Corporate earnings are under pressure. Expect more compression as growth slows

The Q3 FY23 earnings season has trudged along on more or less on an anticipated and satisfactory terrain. The net sales growth for Nifty 50 and BSE 500 borders on 18.50 percent, and the profit after tax (PAT) growth was 7.6 percent and 5.9 percent, respectively. Relatively better performance, as expected, has come from the banking, auto and IT sectors, which reported healthy sales as well as EBITDA (earnings before interest, tax, depreciation and amortisation) growth. The EBITDA margins displayed signs of pressure, in fact, continue to have pressures, a carry forward after the fantastic margin expansion in Q1 of FY21, attained mainly on account of operational efficiencies that were harnessed under extremely difficult business conditions. The compression in EBITDA margins was reported at 43 basis points (bps) for Nifty 50, and 132 bps for BSE 500.

Financial Sector Stands Out

The positive impact of the BFSI (banking, financial services and insurance) sector on overall performance is something that is noteworthy. In fact, the best performance came from banking companies. This performance was facilitated by the pickup in bank credit, which moved up from the lows of 6-7 percent and is perched around 17-18 percent at present. This credit growth came at the most opportune time for banks. The lending rates have been rising while the deposit rates remained relatively low. Usually, it takes about two to three quarters for the deposit rates to catch up with the rate cycle turning on the upside. There has been a pick-up in the net interest margins. This could moderate as liquidity pressures become graver and there is a scramble for funds, which is already playing out in the interbank market. If you consider the ex-BFSI numbers, the BSE 500 EBITDA margin compressed by 255 bps and the PAT growth was at negative 12 percent, quite similar to numbers that are reported for the ex-BFSI Nifty.

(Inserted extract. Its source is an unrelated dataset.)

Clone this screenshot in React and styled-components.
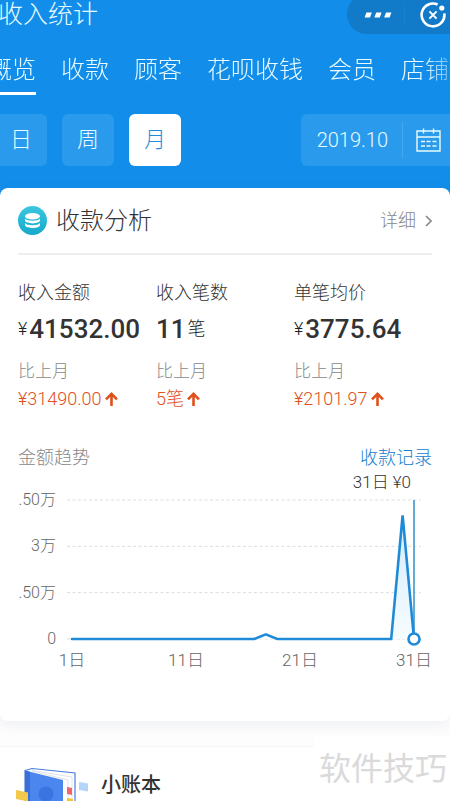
import React, { useState } from 'react';
import styled, { createGlobalStyle } from 'styled-components';

const GlobalStyle = createGlobalStyle`
  * {
    box-sizing: border-box;
  }

  body {
    margin: 0;
    background: #fdfdfd;
    font-family: Roboto, 'Noto Sans CJK SC', sans-serif;
    font-weight: 300;
    color: #333;
  }

  button {
    border: none;
    padding: 0;
    background: none;
    font: inherit;
    color: inherit;
    cursor: pointer;
  }

  h1, h2, h3, p, dl, dt, dd {
    margin: 0;
    font-size: inherit;
    font-weight: inherit;
  }

  a {
    color: inherit;
    text-decoration: none;
  }

  svg {
    display: block;
  }
`;

const Page = styled.div`
  position: relative;
  height: 100vh;
  overflow: hidden;
`;

const Header = styled.header`
  background: #128eea;
  color: #e9fbff;
  padding-bottom: 34px;
`;

const TitleBar = styled.div`
  display: flex;
  justify-content: space-between;
  height: 34px;
`;

const Title = styled.h1`
  margin-left: -2px;
  font-size: 25px;
  line-height: 30px;
`;

const Capsule = styled.div`
  display: flex;
  align-items: center;
  height: 40px;
  margin-top: -6px;
  padding-top: 2px;
  border-radius: 20px 0 0 20px;
  background: #117ac9;
`;

const CapsuleButton = styled.button`
  display: flex;
  align-items: center;
  height: 20px;
  padding: 0 12px 0 17px;

  & + & {
    padding: 0 4px 0 15px;
    border-left: 1px solid #1a80cd;
  }
`;

const Tabs = styled.nav`
  display: flex;
  gap: 25px;
  margin-left: -12px;
  padding-top: 21px;
  overflow: hidden;
  mask-image: linear-gradient(to left, rgba(0, 0, 0, 0.4), #000 28px);
`;

const Tab = styled.a`
  flex: none;
  padding-bottom: 7px;
  border-bottom: 3px solid ${({ $active }) => ($active ? '#fff' : 'transparent')};
  font-size: 24px;
  line-height: 30px;
`;

const Filters = styled.div`
  display: flex;
  gap: 15px;
  margin-top: 19px;
  margin-left: -5px;
`;

const Period = styled.button`
  width: 52px;
  height: 52px;
  border-radius: 6px;
  background: ${({ $active }) => ($active ? '#fff' : '#2a9aec')};
  color: ${({ $active }) => ($active ? '#1f8ee0' : '#e9fbff')};
  font-size: 22px;
  line-height: 52px;
`;

const DatePicker = styled.button`
  display: flex;
  align-items: center;
  margin-left: auto;
  padding-left: 16px;
  border-radius: 6px 0 0 6px;
  background: #2a9aec;
  font-size: 20px;

  svg {
    margin-left: 14px;
    padding: 6px 9px 6px 13px;
    border-left: 1px solid #45a7ee;
    box-sizing: content-box;
  }
`;

const Card = styled.section`
  position: relative;
  margin-top: -12px;
  padding: 0 18px 51px;
  border-radius: 8px;
  background: #fff;
  box-shadow: 0 4px 14px rgba(60, 80, 110, 0.08);
`;

const CardHeader = styled.div`
  display: flex;
  align-items: center;
  height: 67px;
  border-bottom: 2px solid #eee;
  line-height: 32px;
`;

const CardTitle = styled.h2`
  margin-left: 9px;
  font-size: 24px;
`;

const Detail = styled.a`
  display: flex;
  align-items: center;
  gap: 9px;
  margin-left: auto;
  color: #888;
  font-size: 18px;
`;

const Stats = styled.dl`
  display: grid;
  grid-template-columns: repeat(3, 1fr);
  margin-top: 24px;
  line-height: 28px;
`;

const StatLabel = styled.dt`
  font-size: 18px;
`;

const StatValue = styled.dd`
  display: flex;
  align-items: center;
  gap: 2px;
  height: 44px;
  color: #222;
  font-size: 18px;

  strong {
    color: #333;
    font-size: 26px;
    font-weight: 500;
  }
`;

const Compare = styled.dd`
  margin-top: 6px;
  color: #888;
  font-size: 17px;
`;

const Change = styled.dd`
  display: flex;
  align-items: center;
  gap: 3px;
  color: #e0501c;
  font-size: 18px;
`;

const TrendHeader = styled.div`
  display: flex;
  justify-content: space-between;
  margin-top: 31px;
  color: #888;
  font-size: 18px;
  line-height: 28px;
`;

const RecordLink = styled.a`
  color: #1580d0;
`;

const Selected = styled.p`
  padding-right: 21px;
  font-size: 17px;
  line-height: 20px;
  text-align: right;
`;

const Chart = styled.div`
  display: grid;
  grid-template-columns: 38px 1fr;
  column-gap: 11px;
  padding: 8px 11px 0 0;
  color: #666;
  font-size: 17px;
  line-height: 20px;
`;

const YAxis = styled.div`
  display: flex;
  flex-direction: column;
  justify-content: space-between;
  align-items: flex-end;
  margin: -10px 0;
  font-size: 16px;
  white-space: nowrap;
`;

const Plot = styled.svg`
  width: 100%;
  height: auto;
  overflow: visible;
`;

const XAxis = styled.div`
  grid-column: 2;
  display: flex;
  justify-content: space-between;
  margin: 11px -13px 0 -15px;

  span {
    width: 40px;
    text-align: center;
    white-space: nowrap;
  }
`;

const Ledger = styled.section`
  display: flex;
  gap: 11px;
  margin-top: 25px;
  padding: 20px 16px;
  border-top: 1px solid #f6f6f6;
  background: #fff;
`;

const LedgerTitle = styled.h3`
  font-size: 20px;
  font-weight: 500;
  line-height: 36px;
`;

const Watermark = styled.div`
  position: absolute;
  right: 0;
  bottom: 0;
  padding: 8px 3px 8px 5px;
  background: #fff;
  color: #dadada;
  font-size: 32px;
  font-weight: 400;
  line-height: 48px;
`;

const tabs = ['概览', '收款', '顾客', '花呗收钱', '会员', '店铺'];
const periods = ['日', '周', '月'];

const stats = [
  { label: '收入金额', prefix: '¥', value: '41532.00', change: '¥31490.00' },
  { label: '收入笔数', value: '11', suffix: '笔', change: '5笔' },
  { label: '单笔均价', prefix: '¥', value: '3775.64', change: '¥2101.97' },
];

// Daily amounts, in units of 10,000
const days = Array.from({ length: 31 }, (_, i) => {
  if (i === 17) return 0.15;
  if (i === 29) return 4;
  return 0;
});

const dayX = (i) => 5 + i * 11.4;
const amountY = (v) => 139 - (v / 4.5) * 139;

const MoreIcon = () => (
  <svg width="28" height="6" viewBox="0 0 28 6" fill="#fff">
    <path d="M2.4 0.5h5.4l-1.8 5H0.6zM12.2 0.5h5.4l-1.8 5h-5.4zM22 0.5h5.4l-1.8 5h-5.4z" />
  </svg>
);

const CloseIcon = () => (
  <svg width="26" height="26" viewBox="0 0 26 26" fill="none" stroke="#fff" strokeWidth="2.6">
    <path d="M17.6 2.5A11.4 11.4 0 1 0 24.3 11.4" />
    <path d="M9.4 9.4l7.2 7.2M16.6 9.4l-7.2 7.2" strokeWidth="2" />
    <circle cx="21.8" cy="6" r="2.6" fill="#fff" stroke="none" />
  </svg>
);

const CalendarIcon = () => (
  <svg width="25" height="24" viewBox="0 0 25 24" fill="none" stroke="#e9fbff" strokeWidth="1.4">
    <path d="M1 3h23v20H1zM1 9h23M7.5 0.5v5M17.5 0.5v5" />
    <path d="M5 13.5h4M10.5 13.5h4M16.5 13.5h4M5 18h4M10.5 18h4M16.5 18h4" strokeWidth="1.6" />
  </svg>
);

const CoinsIcon = () => (
  <svg width="29" height="29" viewBox="0 0 29 29">
    <defs>
      <linearGradient id="coins" x1="0" y1="0" x2="0" y2="1">
        <stop offset="0" stopColor="#3cc6df" />
        <stop offset="1" stopColor="#16a9cb" />
      </linearGradient>
    </defs>
    <circle cx="14.5" cy="14.5" r="14.5" fill="url(#coins)" />
    <ellipse cx="14.5" cy="10.2" rx="7.5" ry="3.2" fill="#fff" />
    <path
      d="M7 12.4c1.8 3 13.200 3 15 0v2.200c-1 3.700-14 3.700-15 0zM7 17c1.800 3 13.200 3 15 0v2.200c-1 3.700-14 3.700-15 0z"
      fill="#fff"
    />
  </svg>
);

const ChevronIcon = () => (
  <svg width="7" height="12" viewBox="0 0 7 12" fill="none" stroke="#888" strokeWidth="1.6">
    <path d="M1 1l5 5-5 5" />
  </svg>
);

const ArrowUpIcon = () => (
  <svg width="13" height="14" viewBox="0 0 13 14" fill="none" stroke="#e0501c" strokeWidth="2.6">
    <path d="M6.5 14V2M1 7.4l5.5-5.5L12 7.4" />
  </svg>
);

const BookIcon = () => (
  <svg width="74" height="44" viewBox="0 0 74 44">
    <path d="M9 3.5l7-2L59 6v38H9z" fill="#fff" stroke="#4a7fdc" strokeWidth="1.2" />
    <path d="M16 3.500L56 10v34M16 4l36 9v31" fill="none" stroke="#d5dbe6" strokeWidth="0.8" />
    <path d="M9 3.5L47 13v31H9z" fill="#4a86ee" />
    <path d="M9 3.5l5 1.300V44H9z" fill="#3a6fd6" />
    <circle cx="30" cy="27" r="7.5" fill="#3b74e0" />
    <path d="M51 20l5 1v7l-5-1z" fill="#ee6470" />
    <path d="M51 31l6 1v7l-6-1z" fill="#f2c230" />
    <path d="M63 15l9 1.500v8L63 23z" fill="#b3d5f7" />
    <path d="M0 23l12 2.500v9L0 32z" fill="#f2c94c" />
  </svg>
);

const TrendPlot = () => {
  const line = days.map((v, i) => `${dayX(i)},${amountY(v)}`).join(' ');

  return (
    <Plot viewBox="0 0 354 139" role="img" aria-label="金额趋势">
      <defs>
        <linearGradient id="area" x1="0" y1="0" x2="0" y2="1">
          <stop offset="0" stopColor="#d3ecfb" />
          <stop offset="1" stopColor="#f6fcff" />
        </linearGradient>
      </defs>
      {[0, 1.5, 3, 4.5].map((v) => (
        <line
          key={v}
          x1="0"
          x2="354"
          y1={amountY(v)}
          y2={amountY(v)}
          stroke="#ddd"
          strokeDasharray="3 2.5"
        />
      ))}
      <polygon points={`5,139 ${line}`} fill="url(#area)" />
      <line x1="347" x2="347" y1="0" y2="139" stroke="#3b97cf" strokeWidth="1.6" />
      <polyline points={line} fill="none" stroke="#1e8ad8" strokeWidth="2.6" strokeLinecap="round" />
      <circle cx="347" cy="139" r="5.5" fill="#fff" stroke="#1e8ad8" strokeWidth="2.6" />
    </Plot>
  );
};

const App = () => {
  const [period, setPeriod] = useState('月');

  return (
    <>
      <GlobalStyle />
      <Page>
        <Header>
          <TitleBar>
            <Title>收入统计</Title>
            <Capsule>
              <CapsuleButton aria-label="更多">
                <MoreIcon />
              </CapsuleButton>
              <CapsuleButton aria-label="关闭">
                <CloseIcon />
              </CapsuleButton>
            </Capsule>
          </TitleBar>
          <Tabs>
            {tabs.map((tab, i) => (
              <Tab key={tab} href="#" $active={i === 0}>
                {tab}
              </Tab>
            ))}
          </Tabs>
          <Filters>
            {periods.map((p) => (
              <Period key={p} $active={p === period} onClick={() => setPeriod(p)}>
                {p}
              </Period>
            ))}
            <DatePicker>
              2019.10
              <CalendarIcon />
            </DatePicker>
          </Filters>
        </Header>

        <Card>
          <CardHeader>
            <CoinsIcon />
            <CardTitle>收款分析</CardTitle>
            <Detail href="#">
              详细
              <ChevronIcon />
            </Detail>
          </CardHeader>
          <Stats>
            {stats.map((s) => (
              <div key={s.label}>
                <StatLabel>{s.label}</StatLabel>
                <StatValue>
                  {s.prefix}
                  <strong>{s.value}</strong>
                  {s.suffix}
                </StatValue>
                <Compare>比上月</Compare>
                <Change>
                  {s.change}
                  <ArrowUpIcon />
                </Change>
              </div>
            ))}
          </Stats>
          <TrendHeader>
            <h3>金额趋势</h3>
            <RecordLink href="#">收款记录</RecordLink>
          </TrendHeader>
          <Selected>31日 ¥0</Selected>
          <Chart>
            <YAxis>
              <span>.50万</span>
              <span>3万</span>
              <span>.50万</span>
              <span>0</span>
            </YAxis>
            <TrendPlot />
            <XAxis>
              <span>1日</span>
              <span>11日</span>
              <span>21日</span>
              <span>31日</span>
            </XAxis>
          </Chart>
        </Card>

        <Ledger>
          <BookIcon />
          <LedgerTitle>小账本</LedgerTitle>
        </Ledger>
        <Watermark>软件技巧</Watermark>
      </Page>
    </>
  );
};

export default App;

Improving demand conditions and a correction in commodity prices favoured the auto sector, but a weaker dollar could bring back some amount of price inflation in commodities. The trajectory of the Dollar Index is crucial in this. Metals and oil & gas remained a drag on the overall earnings. In the immediate term, the sectoral performance may mirror the recent performance with some minor dampeners.

Cloudy Outlook

Earnings are sensitive to GDP growth, in differing proportions for different sectors. National income growth and corporate profitability are positively correlated. As per the projections, the rate of growth is most likely to be in the range of 6 percent to 6.5 percent. This is lower than the 7 percent growth estimated for FY23. The lower growth is a product of the recessionary conditions that have started enveloping major countries like the US, and the core countries in Europe. Conditions in China too are not very different. China is likely to clock a growth rate that could be sub-5 percent. We need to take cognisance of the impact of global developments on external facing or export-oriented businesses. While sectors like technology may show some amount of resilience, others may not.

The impact of persistent inflation on rural demand is already visible and this could be a short-term drag but not much relevant in the long run with the urban and semi-urban demand quite robust at this juncture. Interest rates are moving up and there is more upside for short-term rates. While the reliance of companies on bank funds has come down by about 30 percent for those in the midcap segment, it may still have some impact on the cost of funds. We need to price in some of these factors as they have company-specific and sector-specific implications, and probably much less at the global level.

Growth expectation is such a dynamic thing that as we move into the second half of FY24, there will be better visibility, especially in a fast-growing economy, where government capex which is neutral to economic cycles, may have a multiplier effect through the crowding in of private capex.